Directions: Give the data again exactly as written, skipping any pictures.

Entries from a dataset
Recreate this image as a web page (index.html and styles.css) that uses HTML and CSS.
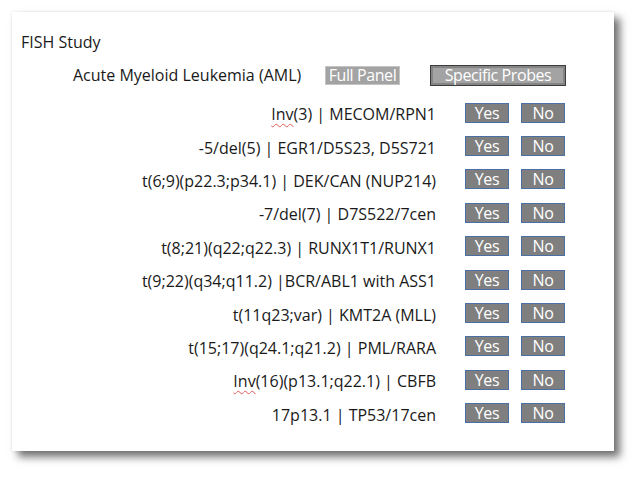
FILE: index.html
```
<!DOCTYPE html>
<html lang="en">
<head>
    <meta charset="UTF-8">
    <meta name="viewport" content="width=device-width, initial-scale=1.0">
    <title>FISH Study</title>
    <link rel="stylesheet" href="styles.css">
</head>
<body>
    <!-- Slide card -->
    <div class="card">
        <div class="title">FISH Study</div>

        <!-- Panel selector -->
        <div class="panel-row">
            <span class="panel-name">Acute Myeloid Leukemia (AML)</span>
            <span class="btn btn-full">Full Panel</span>
            <span class="btn btn-specific">Specific Probes</span>
        </div>

        <!-- Probe list -->
        <div class="probes">
            <div class="probe-row">
                <span class="probe-name"><span class="flag">Inv</span>(3) | MECOM/RPN1</span>
                <span class="choice">Yes</span><span class="choice">No</span>
            </div>
            <div class="probe-row">
                <span class="probe-name">-5/del(5) | EGR1/D5S23, D5S721</span>
                <span class="choice">Yes</span><span class="choice">No</span>
            </div>
            <div class="probe-row">
                <span class="probe-name">t(6;9)(p22.3;p34.1) | DEK/CAN (NUP214)</span>
                <span class="choice">Yes</span><span class="choice">No</span>
            </div>
            <div class="probe-row">
                <span class="probe-name">-7/del(7) | D7S522/7cen</span>
                <span class="choice">Yes</span><span class="choice">No</span>
            </div>
            <div class="probe-row">
                <span class="probe-name">t(8;21)(q22;q22.3) | RUNX1T1/RUNX1</span>
                <span class="choice">Yes</span><span class="choice">No</span>
            </div>
            <div class="probe-row">
                <span class="probe-name">t(9;22)(q34;q11.2) |BCR/ABL1 with ASS1</span>
                <span class="choice">Yes</span><span class="choice">No</span>
            </div>
            <div class="probe-row">
                <span class="probe-name">t(11q23;var) | KMT2A (MLL)</span>
                <span class="choice">Yes</span><span class="choice">No</span>
            </div>
            <div class="probe-row">
                <span class="probe-name">t(15;17)(q24.1;q21.2) | PML/RARA</span>
                <span class="choice">Yes</span><span class="choice">No</span>
            </div>
            <div class="probe-row">
                <span class="probe-name"><span class="flag">Inv</span>(16)(p13.1;q22.1) | CBFB</span>
                <span class="choice">Yes</span><span class="choice">No</span>
            </div>
            <div class="probe-row">
                <span class="probe-name">17p13.1 | TP53/17cen</span>
                <span class="choice">Yes</span><span class="choice">No</span>
            </div>
        </div>
    </div>
</body>
</html>
```

FILE: styles.css
```
body {
    margin: 0;
    padding: 12px 0 26px 12px;
    background-color: #ffffff;
    font-family: "Open Sans", "Liberation Sans", sans-serif;
    color: #1a1a1a;
}

/* Slide card with soft drop shadow */
.card {
    box-sizing: border-box;
    width: 602px;
    height: 439px;
    padding: 20px 0 0 9px;
    background-color: #ffffff;
    box-shadow: 0 0 3px rgba(0, 0, 0, 0.1), 6px 6px 8px rgba(0, 0, 0, 0.55);
    font-size: 16px;
}

.title {
    line-height: 20px;
}

/* Panel selector row */
.panel-row {
    display: flex;
    align-items: center;
    height: 22px;
    margin-top: 12px;
    padding-left: 52px;
}

.panel-name {
    width: 252px;
}

.btn {
    box-sizing: border-box;
    display: flex;
    align-items: center;
    justify-content: center;
    color: #ffffff;
    background-color: #a3a3a3;
    font-size: 16px;
    letter-spacing: -0.4px;
}

.btn-full {
    width: 75px;
    height: 19px;
    border: 1px solid #c4c4c4;
}

.btn-specific {
    width: 136px;
    height: 21px;
    margin-left: 30px;
    border: 1px solid #3c3c3c;
    box-shadow: inset 0 0 0 2px #858585;
}

/* Probe rows */
.probes {
    margin-top: 10px;
}

.probe-row {
    display: flex;
    align-items: center;
    height: 33.4px;
}

.probe-name {
    width: 415px;
    padding-top: 3px;
    text-align: right;
}

.flag {
    text-decoration: underline wavy #e05a5a;
    text-decoration-thickness: 1px;
    text-underline-offset: 3px;
}

.choice {
    box-sizing: border-box;
    display: flex;
    align-items: center;
    justify-content: center;
    width: 44px;
    height: 20px;
    margin-left: 12px;
    color: #ffffff;
    background-color: #7f7f7f;
    border: 1px solid #4a6fa5;
    font-size: 16px;
    letter-spacing: -0.3px;
}

.probe-name + .choice {
    margin-left: 29px;
}
```
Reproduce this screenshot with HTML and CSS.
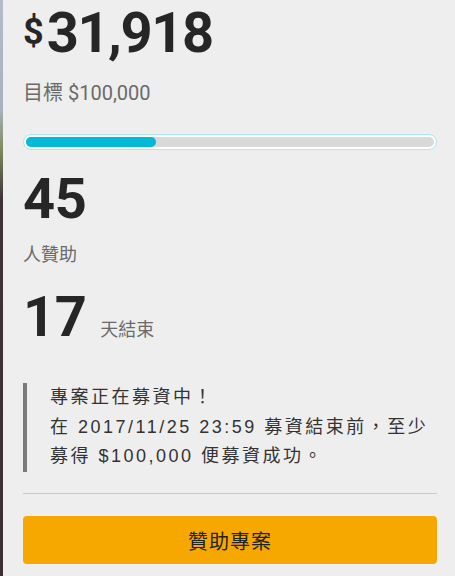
FILE: index.html
```html
<!DOCTYPE html>
<html lang="zh-Hant">
<head>
<meta charset="utf-8">
<title>募資進度</title>
<link rel="stylesheet" href="styles.css">
</head>
<body>
<div class="frame">
  <div class="edge"></div>
  <main class="panel">
    <div class="amount"><span class="cur">$</span>31,918</div>
    <div class="goal">目標 $100,000</div>
    <div class="progress"><div class="track"><div class="fill" style="width: 31.918%"></div></div></div>
    <div class="stat">45</div>
    <div class="label">人贊助</div>
    <div class="stat days">17<span class="unit">天結束</span></div>
    <blockquote class="notice">專案正在募資中！<br>在 2017/11/25 23:59 募資結束前，至少<br>募得 $100,000 便募資成功。</blockquote>
    <hr class="divider">
    <button class="back-btn" type="button">贊助專案</button>
  </main>
</div>
</body>
</html>
```

FILE: styles.css
```css
html, body {
  margin: 0;
  padding: 0;
  background: #ffffff;
}

.frame {
  display: flex;
  width: 455px;
  height: 576px;
  overflow: hidden;
}

.edge {
  width: 3px;
  flex: none;
  background: linear-gradient(to bottom, #b3bcc8 0, #a7b2bd 110px, #7d8a5c 150px, #3d3238 200px, #3a3036 100%);
}

.panel {
  flex: 1;
  background: #eeeeee;
  padding: 0 18px 0 20px;
  font-family: Roboto, "Noto Sans CJK TC", sans-serif;
  color: #262626;
}

.amount {
  margin-top: 5px;
  font-size: 56px;
  line-height: 56px;
  font-weight: 700;
  letter-spacing: -1.4px;
}

.cur {
  font-size: 36px;
  line-height: 1;
  vertical-align: 8px;
  margin-right: 3px;
  letter-spacing: 0;
}

.goal {
  margin-top: 20px;
  font-size: 20px;
  line-height: 24px;
  color: #6a6a6a;
}

.progress {
  margin-top: 29px;
  border: 1px solid #a6e9ef;
  background: #ffffff;
  padding: 2px;
  border-radius: 9px;
}

.track {
  height: 10px;
  background: #d9d9d9;
  border-radius: 5px;
}

.fill {
  height: 100%;
  background: #02bad7;
  border-radius: 5px;
}

.stat {
  margin-top: 21px;
  font-size: 56px;
  line-height: 56px;
  font-weight: 700;
  letter-spacing: -0.5px;
}

.label {
  margin-top: 16px;
  font-size: 18px;
  line-height: 24px;
  color: #6a6a6a;
}

.days {
  margin-top: 22px;
}

.unit {
  margin-left: 14px;
  font-size: 18px;
  line-height: 1;
  font-weight: 400;
  color: #6a6a6a;
  letter-spacing: 0;
}

.notice {
  margin: 38px 0 0;
  padding: 0 0 0 23px;
  border-left: 4px solid #7a7a7a;
  font-family: "Liberation Sans", "Noto Sans CJK TC", sans-serif;
  font-size: 18px;
  line-height: 29.7px;
  letter-spacing: 2.5px;
  color: #333333;
  white-space: nowrap;
}

.divider {
  margin: 21px 0 0;
  border: 0;
  border-top: 1px solid #c9c9c9;
  height: 0;
}

.back-btn {
  display: block;
  width: 100%;
  height: 48px;
  margin-top: 22px;
  border: 0;
  border-radius: 4px;
  background: #f7a800;
  color: #222222;
  font-family: "Noto Sans CJK TC", sans-serif;
  font-size: 20px;
  letter-spacing: 1px;
}
```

Solution for this task:
Recreate this image as a web page (index.html and styles.css) that uses HTML and CSS.
FILE: index.html
```
<!DOCTYPE html>
<html lang="en">
<head>
    <meta charset="UTF-8">
    <meta name="viewport" content="width=device-width, initial-scale=1.0">
    <title>FISH Study</title>
    <link rel="stylesheet" href="styles.css">
</head>
<body>
    <!-- Slide card -->
    <div class="card">
        <div class="title">FISH Study</div>

        <!-- Panel selector -->
        <div class="panel-row">
            <span class="panel-name">Acute Myeloid Leukemia (AML)</span>
            <span class="btn btn-full">Full Panel</span>
            <span class="btn btn-specific">Specific Probes</span>
        </div>

        <!-- Probe list -->
        <div class="probes">
            <div class="probe-row">
                <span class="probe-name"><span class="flag">Inv</span>(3) | MECOM/RPN1</span>
                <span class="choice">Yes</span><span class="choice">No</span>
            </div>
            <div class="probe-row">
                <span class="probe-name">-5/del(5) | EGR1/D5S23, D5S721</span>
                <span class="choice">Yes</span><span class="choice">No</span>
            </div>
            <div class="probe-row">
                <span class="probe-name">t(6;9)(p22.3;p34.1) | DEK/CAN (NUP214)</span>
                <span class="choice">Yes</span><span class="choice">No</span>
            </div>
            <div class="probe-row">
                <span class="probe-name">-7/del(7) | D7S522/7cen</span>
                <span class="choice">Yes</span><span class="choice">No</span>
            </div>
            <div class="probe-row">
                <span class="probe-name">t(8;21)(q22;q22.3) | RUNX1T1/RUNX1</span>
                <span class="choice">Yes</span><span class="choice">No</span>
            </div>
            <div class="probe-row">
                <span class="probe-name">t(9;22)(q34;q11.2) |BCR/ABL1 with ASS1</span>
                <span class="choice">Yes</span><span class="choice">No</span>
            </div>
            <div class="probe-row">
                <span class="probe-name">t(11q23;var) | KMT2A (MLL)</span>
                <span class="choice">Yes</span><span class="choice">No</span>
            </div>
            <div class="probe-row">
                <span class="probe-name">t(15;17)(q24.1;q21.2) | PML/RARA</span>
                <span class="choice">Yes</span><span class="choice">No</span>
            </div>
            <div class="probe-row">
                <span class="probe-name"><span class="flag">Inv</span>(16)(p13.1;q22.1) | CBFB</span>
                <span class="choice">Yes</span><span class="choice">No</span>
            </div>
            <div class="probe-row">
                <span class="probe-name">17p13.1 | TP53/17cen</span>
                <span class="choice">Yes</span><span class="choice">No</span>
            </div>
        </div>
    </div>
</body>
</html>
```

FILE: styles.css
```
body {
    margin: 0;
    padding: 12px 0 26px 12px;
    background-color: #ffffff;
    font-family: "Open Sans", "Liberation Sans", sans-serif;
    color: #1a1a1a;
}

/* Slide card with soft drop shadow */
.card {
    box-sizing: border-box;
    width: 602px;
    height: 439px;
    padding: 20px 0 0 9px;
    background-color: #ffffff;
    box-shadow: 0 0 3px rgba(0, 0, 0, 0.1), 6px 6px 8px rgba(0, 0, 0, 0.55);
    font-size: 16px;
}

.title {
    line-height: 20px;
}

/* Panel selector row */
.panel-row {
    display: flex;
    align-items: center;
    height: 22px;
    margin-top: 12px;
    padding-left: 52px;
}

.panel-name {
    width: 252px;
}

.btn {
    box-sizing: border-box;
    display: flex;
    align-items: center;
    justify-content: center;
    color: #ffffff;
    background-color: #a3a3a3;
    font-size: 16px;
    letter-spacing: -0.4px;
}

.btn-full {
    width: 75px;
    height: 19px;
    border: 1px solid #c4c4c4;
}

.btn-specific {
    width: 136px;
    height: 21px;
    margin-left: 30px;
    border: 1px solid #3c3c3c;
    box-shadow: inset 0 0 0 2px #858585;
}

/* Probe rows */
.probes {
    margin-top: 10px;
}

.probe-row {
    display: flex;
    align-items: center;
    height: 33.4px;
}

.probe-name {
    width: 415px;
    padding-top: 3px;
    text-align: right;
}

.flag {
    text-decoration: underline wavy #e05a5a;
    text-decoration-thickness: 1px;
    text-underline-offset: 3px;
}

.choice {
    box-sizing: border-box;
    display: flex;
    align-items: center;
    justify-content: center;
    width: 44px;
    height: 20px;
    margin-left: 12px;
    color: #ffffff;
    background-color: #7f7f7f;
    border: 1px solid #4a6fa5;
    font-size: 16px;
    letter-spacing: -0.3px;
}

.probe-name + .choice {
    margin-left: 29px;
}
```
Reproduce this screenshot with HTML and CSS.
FILE: index.html
```html
<!DOCTYPE html>
<html lang="zh-Hant">
<head>
<meta charset="utf-8">
<title>募資進度</title>
<link rel="stylesheet" href="styles.css">
</head>
<body>
<div class="frame">
  <div class="edge"></div>
  <main class="panel">
    <div class="amount"><span class="cur">$</span>31,918</div>
    <div class="goal">目標 $100,000</div>
    <div class="progress"><div class="track"><div class="fill" style="width: 31.918%"></div></div></div>
    <div class="stat">45</div>
    <div class="label">人贊助</div>
    <div class="stat days">17<span class="unit">天結束</span></div>
    <blockquote class="notice">專案正在募資中！<br>在 2017/11/25 23:59 募資結束前，至少<br>募得 $100,000 便募資成功。</blockquote>
    <hr class="divider">
    <button class="back-btn" type="button">贊助專案</button>
  </main>
</div>
</body>
</html>
```

FILE: styles.css
```css
html, body {
  margin: 0;
  padding: 0;
  background: #ffffff;
}

.frame {
  display: flex;
  width: 455px;
  height: 576px;
  overflow: hidden;
}

.edge {
  width: 3px;
  flex: none;
  background: linear-gradient(to bottom, #b3bcc8 0, #a7b2bd 110px, #7d8a5c 150px, #3d3238 200px, #3a3036 100%);
}

.panel {
  flex: 1;
  background: #eeeeee;
  padding: 0 18px 0 20px;
  font-family: Roboto, "Noto Sans CJK TC", sans-serif;
  color: #262626;
}

.amount {
  margin-top: 5px;
  font-size: 56px;
  line-height: 56px;
  font-weight: 700;
  letter-spacing: -1.4px;
}

.cur {
  font-size: 36px;
  line-height: 1;
  vertical-align: 8px;
  margin-right: 3px;
  letter-spacing: 0;
}

.goal {
  margin-top: 20px;
  font-size: 20px;
  line-height: 24px;
  color: #6a6a6a;
}

.progress {
  margin-top: 29px;
  border: 1px solid #a6e9ef;
  background: #ffffff;
  padding: 2px;
  border-radius: 9px;
}

.track {
  height: 10px;
  background: #d9d9d9;
  border-radius: 5px;
}

.fill {
  height: 100%;
  background: #02bad7;
  border-radius: 5px;
}

.stat {
  margin-top: 21px;
  font-size: 56px;
  line-height: 56px;
  font-weight: 700;
  letter-spacing: -0.5px;
}

.label {
  margin-top: 16px;
  font-size: 18px;
  line-height: 24px;
  color: #6a6a6a;
}

.days {
  margin-top: 22px;
}

.unit {
  margin-left: 14px;
  font-size: 18px;
  line-height: 1;
  font-weight: 400;
  color: #6a6a6a;
  letter-spacing: 0;
}

.notice {
  margin: 38px 0 0;
  padding: 0 0 0 23px;
  border-left: 4px solid #7a7a7a;
  font-family: "Liberation Sans", "Noto Sans CJK TC", sans-serif;
  font-size: 18px;
  line-height: 29.7px;
  letter-spacing: 2.5px;
  color: #333333;
  white-space: nowrap;
}

.divider {
  margin: 21px 0 0;
  border: 0;
  border-top: 1px solid #c9c9c9;
  height: 0;
}

.back-btn {
  display: block;
  width: 100%;
  height: 48px;
  margin-top: 22px;
  border: 0;
  border-radius: 4px;
  background: #f7a800;
  color: #222222;
  font-family: "Noto Sans CJK TC", sans-serif;
  font-size: 20px;
  letter-spacing: 1px;
}
```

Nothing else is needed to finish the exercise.